Cantor's nested interval theorem is satisfied on every linear continua?

Question

Cantor's nested interval theorem is satisfied on the real line in usual topology. Linear continuum is a generalization of the real line for a topological space. Will this theorem be satisfied on any linear continua?

Answer 1

Yes, it is.

Viewed as a topological space, a linear continuum is a dense linear order $\langle X,\le\rangle$ in which each set bounded above has a supremum, endowed with the order topology.

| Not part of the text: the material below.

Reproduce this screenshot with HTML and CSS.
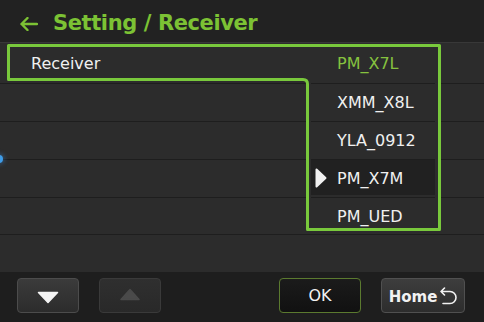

Let $\mathscr{I}=\{I_n:n\in\Bbb N\}$ be a nested family of closed intervals in the linear continuum $X$, where $I_n=[a_n,b_n]$, and $I_n\supseteq I_{n+1}$ for each $n\in\Bbb N$. Then $a_n\le a_{n+1}\le b_{n+1}\le b_n$ for each $n\in\Bbb N$. In particular, $\{a_n:n\in\Bbb N\}$ is bounded above by $b_0$, so it has a supremum $a$. Fix $n\in\Bbb N$; for each $k\ge n$ we have $a_k\le b_k\le b_n$, so $a\le b_n$. Thus, $a\le b_n$ for each $n\in\Bbb N$, and therefore $a\in[a_n,b_n]=I_n$ for each $n\in\Bbb N$, i.e., $a\in\bigcap\mathscr{I}$. This shows that $\bigcap\mathscr{I}\ne\varnothing$.